• [What the exercise asks] Tell how many lines contain the word "this". Reply with the number only.

• [Records for processing]
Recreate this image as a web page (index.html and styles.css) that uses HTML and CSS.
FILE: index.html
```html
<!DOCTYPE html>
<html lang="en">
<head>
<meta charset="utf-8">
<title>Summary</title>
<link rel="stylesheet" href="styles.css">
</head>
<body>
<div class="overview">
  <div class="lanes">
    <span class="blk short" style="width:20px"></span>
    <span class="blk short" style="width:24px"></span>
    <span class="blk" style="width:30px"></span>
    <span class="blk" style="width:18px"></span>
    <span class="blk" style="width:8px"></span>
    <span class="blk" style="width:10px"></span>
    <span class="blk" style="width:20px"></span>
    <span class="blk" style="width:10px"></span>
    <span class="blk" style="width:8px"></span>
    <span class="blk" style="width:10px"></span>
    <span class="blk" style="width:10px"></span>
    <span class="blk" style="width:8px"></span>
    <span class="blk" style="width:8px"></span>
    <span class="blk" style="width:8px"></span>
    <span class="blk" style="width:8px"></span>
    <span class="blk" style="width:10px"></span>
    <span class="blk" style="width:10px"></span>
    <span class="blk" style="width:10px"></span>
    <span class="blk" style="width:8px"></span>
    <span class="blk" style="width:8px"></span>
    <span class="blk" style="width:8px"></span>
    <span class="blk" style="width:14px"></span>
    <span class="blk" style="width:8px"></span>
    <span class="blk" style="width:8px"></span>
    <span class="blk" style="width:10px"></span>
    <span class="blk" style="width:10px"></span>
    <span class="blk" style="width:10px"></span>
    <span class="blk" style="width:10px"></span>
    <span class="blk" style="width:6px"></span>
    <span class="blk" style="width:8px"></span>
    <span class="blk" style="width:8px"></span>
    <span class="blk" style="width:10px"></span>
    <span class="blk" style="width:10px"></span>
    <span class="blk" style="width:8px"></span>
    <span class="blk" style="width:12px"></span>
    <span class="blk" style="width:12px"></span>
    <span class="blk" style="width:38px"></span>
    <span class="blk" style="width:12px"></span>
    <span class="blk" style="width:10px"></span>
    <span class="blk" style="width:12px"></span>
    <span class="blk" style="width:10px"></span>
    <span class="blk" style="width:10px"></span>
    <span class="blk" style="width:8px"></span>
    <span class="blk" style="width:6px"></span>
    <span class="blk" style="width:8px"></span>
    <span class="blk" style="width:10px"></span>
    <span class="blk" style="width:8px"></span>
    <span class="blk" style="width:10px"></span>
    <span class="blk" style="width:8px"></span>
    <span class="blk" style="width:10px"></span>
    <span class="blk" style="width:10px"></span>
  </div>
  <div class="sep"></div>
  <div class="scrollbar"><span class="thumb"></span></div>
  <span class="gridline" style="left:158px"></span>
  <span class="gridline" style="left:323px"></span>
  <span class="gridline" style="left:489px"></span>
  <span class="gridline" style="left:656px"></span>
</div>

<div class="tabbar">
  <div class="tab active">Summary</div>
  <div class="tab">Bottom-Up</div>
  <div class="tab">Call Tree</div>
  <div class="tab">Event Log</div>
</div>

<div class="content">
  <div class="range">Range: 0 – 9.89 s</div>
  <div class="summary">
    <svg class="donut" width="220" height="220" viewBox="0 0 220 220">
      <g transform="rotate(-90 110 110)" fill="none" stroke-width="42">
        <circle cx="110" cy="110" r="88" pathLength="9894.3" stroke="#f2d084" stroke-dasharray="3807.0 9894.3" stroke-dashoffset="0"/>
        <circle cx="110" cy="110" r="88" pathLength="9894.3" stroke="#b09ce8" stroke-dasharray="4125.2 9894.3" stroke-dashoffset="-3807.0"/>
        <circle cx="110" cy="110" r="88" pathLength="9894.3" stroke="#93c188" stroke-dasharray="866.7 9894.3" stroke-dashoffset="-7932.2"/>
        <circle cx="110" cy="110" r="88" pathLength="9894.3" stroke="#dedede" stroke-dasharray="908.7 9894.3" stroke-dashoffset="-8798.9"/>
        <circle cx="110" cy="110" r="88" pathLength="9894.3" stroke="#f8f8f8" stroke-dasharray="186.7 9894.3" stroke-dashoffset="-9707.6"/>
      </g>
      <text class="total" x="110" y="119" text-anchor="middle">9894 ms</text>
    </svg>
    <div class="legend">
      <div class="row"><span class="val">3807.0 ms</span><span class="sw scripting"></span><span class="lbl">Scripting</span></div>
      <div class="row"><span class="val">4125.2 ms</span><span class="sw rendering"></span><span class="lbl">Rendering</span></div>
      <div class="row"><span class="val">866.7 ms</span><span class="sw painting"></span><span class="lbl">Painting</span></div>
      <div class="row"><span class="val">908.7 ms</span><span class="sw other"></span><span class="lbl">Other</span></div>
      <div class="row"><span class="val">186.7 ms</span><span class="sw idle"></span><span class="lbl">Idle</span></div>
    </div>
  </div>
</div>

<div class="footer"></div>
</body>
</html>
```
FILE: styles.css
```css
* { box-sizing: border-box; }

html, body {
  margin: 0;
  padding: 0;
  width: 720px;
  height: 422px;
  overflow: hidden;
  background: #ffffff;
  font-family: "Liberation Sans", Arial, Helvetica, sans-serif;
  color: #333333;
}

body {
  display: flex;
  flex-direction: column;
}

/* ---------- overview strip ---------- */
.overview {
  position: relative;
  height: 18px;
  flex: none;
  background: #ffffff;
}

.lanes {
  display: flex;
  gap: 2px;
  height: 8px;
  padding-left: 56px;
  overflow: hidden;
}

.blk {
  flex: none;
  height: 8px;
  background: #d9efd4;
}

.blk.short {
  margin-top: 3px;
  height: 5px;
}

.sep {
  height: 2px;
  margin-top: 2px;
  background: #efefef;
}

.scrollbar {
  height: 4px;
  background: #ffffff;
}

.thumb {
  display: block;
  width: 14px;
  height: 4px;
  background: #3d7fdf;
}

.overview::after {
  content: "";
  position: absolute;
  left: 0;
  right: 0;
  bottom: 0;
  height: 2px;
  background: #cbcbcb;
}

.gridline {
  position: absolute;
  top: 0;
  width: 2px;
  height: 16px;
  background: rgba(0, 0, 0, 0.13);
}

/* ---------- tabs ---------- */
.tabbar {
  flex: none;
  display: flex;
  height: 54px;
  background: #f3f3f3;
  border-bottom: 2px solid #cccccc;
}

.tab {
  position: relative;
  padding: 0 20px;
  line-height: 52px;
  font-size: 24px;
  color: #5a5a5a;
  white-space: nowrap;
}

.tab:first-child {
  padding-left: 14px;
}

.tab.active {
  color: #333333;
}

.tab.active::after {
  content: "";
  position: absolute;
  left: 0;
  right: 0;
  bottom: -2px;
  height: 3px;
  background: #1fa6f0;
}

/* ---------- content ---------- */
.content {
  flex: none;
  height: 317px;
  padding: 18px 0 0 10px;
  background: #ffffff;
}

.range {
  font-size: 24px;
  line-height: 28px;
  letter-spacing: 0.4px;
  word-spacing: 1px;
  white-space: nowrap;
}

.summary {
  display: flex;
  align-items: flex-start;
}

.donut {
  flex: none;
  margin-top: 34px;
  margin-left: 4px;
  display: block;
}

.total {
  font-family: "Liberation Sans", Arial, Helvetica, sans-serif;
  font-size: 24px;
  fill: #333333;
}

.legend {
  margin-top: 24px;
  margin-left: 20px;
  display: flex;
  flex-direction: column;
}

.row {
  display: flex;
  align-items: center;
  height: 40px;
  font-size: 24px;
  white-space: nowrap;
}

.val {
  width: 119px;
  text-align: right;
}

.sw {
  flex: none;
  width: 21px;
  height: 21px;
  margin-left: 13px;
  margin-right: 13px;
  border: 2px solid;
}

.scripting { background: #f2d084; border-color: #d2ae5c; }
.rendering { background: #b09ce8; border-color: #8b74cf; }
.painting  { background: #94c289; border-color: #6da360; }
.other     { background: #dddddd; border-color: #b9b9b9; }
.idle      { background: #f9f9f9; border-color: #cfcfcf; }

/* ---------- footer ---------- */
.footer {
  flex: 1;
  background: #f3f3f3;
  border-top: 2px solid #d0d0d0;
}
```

...

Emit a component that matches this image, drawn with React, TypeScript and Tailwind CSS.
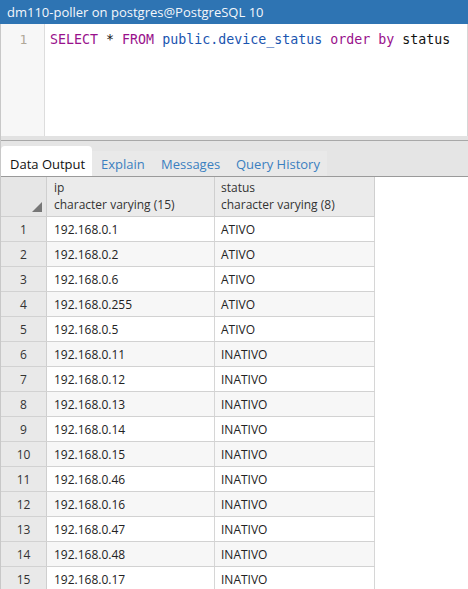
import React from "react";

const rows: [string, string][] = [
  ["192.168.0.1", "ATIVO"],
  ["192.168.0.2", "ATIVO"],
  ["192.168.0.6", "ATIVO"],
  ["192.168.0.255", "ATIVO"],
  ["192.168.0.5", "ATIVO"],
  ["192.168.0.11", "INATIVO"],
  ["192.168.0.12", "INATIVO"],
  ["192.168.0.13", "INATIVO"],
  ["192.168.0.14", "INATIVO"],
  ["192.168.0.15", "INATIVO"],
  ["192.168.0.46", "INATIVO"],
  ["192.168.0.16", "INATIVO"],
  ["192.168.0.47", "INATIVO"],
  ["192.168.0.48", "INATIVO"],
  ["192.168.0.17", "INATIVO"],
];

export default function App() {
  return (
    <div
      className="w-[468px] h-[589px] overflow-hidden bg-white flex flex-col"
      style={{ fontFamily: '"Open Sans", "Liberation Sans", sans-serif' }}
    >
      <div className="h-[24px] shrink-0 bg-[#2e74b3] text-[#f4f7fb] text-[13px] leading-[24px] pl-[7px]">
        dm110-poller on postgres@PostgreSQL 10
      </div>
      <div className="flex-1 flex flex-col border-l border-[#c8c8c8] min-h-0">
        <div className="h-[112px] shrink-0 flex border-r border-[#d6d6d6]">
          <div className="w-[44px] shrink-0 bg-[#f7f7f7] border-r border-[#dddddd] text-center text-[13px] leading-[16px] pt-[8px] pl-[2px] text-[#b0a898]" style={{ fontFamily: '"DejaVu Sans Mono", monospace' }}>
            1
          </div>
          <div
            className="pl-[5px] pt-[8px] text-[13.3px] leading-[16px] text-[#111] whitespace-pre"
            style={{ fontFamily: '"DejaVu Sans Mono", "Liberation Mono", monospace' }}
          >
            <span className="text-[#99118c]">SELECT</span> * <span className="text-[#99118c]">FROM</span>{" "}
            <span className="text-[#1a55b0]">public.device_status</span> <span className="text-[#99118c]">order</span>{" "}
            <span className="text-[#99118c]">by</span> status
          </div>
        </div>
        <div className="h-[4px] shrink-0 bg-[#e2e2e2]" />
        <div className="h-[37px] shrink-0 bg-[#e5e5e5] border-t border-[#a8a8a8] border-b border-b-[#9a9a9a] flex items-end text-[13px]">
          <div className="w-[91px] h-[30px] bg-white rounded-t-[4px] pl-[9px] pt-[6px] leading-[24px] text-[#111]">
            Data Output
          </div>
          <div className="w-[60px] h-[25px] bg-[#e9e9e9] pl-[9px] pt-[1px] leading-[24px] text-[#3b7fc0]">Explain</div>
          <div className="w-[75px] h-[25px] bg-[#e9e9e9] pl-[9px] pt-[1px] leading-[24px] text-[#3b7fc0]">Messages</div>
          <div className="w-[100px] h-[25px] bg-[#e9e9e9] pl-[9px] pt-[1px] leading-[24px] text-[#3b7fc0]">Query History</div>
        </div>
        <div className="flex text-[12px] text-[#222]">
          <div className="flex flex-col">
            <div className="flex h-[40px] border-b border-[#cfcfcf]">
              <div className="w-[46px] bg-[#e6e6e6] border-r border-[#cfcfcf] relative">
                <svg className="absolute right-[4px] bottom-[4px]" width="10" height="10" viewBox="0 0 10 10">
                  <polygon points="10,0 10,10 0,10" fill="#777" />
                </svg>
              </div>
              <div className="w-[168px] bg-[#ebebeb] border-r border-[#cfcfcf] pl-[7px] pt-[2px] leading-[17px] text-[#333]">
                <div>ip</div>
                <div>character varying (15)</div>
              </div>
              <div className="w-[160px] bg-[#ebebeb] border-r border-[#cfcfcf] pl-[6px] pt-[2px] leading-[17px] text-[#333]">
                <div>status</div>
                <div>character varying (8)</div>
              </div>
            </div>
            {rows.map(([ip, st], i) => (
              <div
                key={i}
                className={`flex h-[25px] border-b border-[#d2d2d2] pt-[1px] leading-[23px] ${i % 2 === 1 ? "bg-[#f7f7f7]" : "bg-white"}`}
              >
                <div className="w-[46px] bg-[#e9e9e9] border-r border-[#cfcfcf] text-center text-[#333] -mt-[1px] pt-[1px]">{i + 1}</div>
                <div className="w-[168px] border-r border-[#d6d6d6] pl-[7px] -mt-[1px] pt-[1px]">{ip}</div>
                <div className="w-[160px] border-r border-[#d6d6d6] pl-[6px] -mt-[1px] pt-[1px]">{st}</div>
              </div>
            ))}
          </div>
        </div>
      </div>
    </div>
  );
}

• [Answer below] 2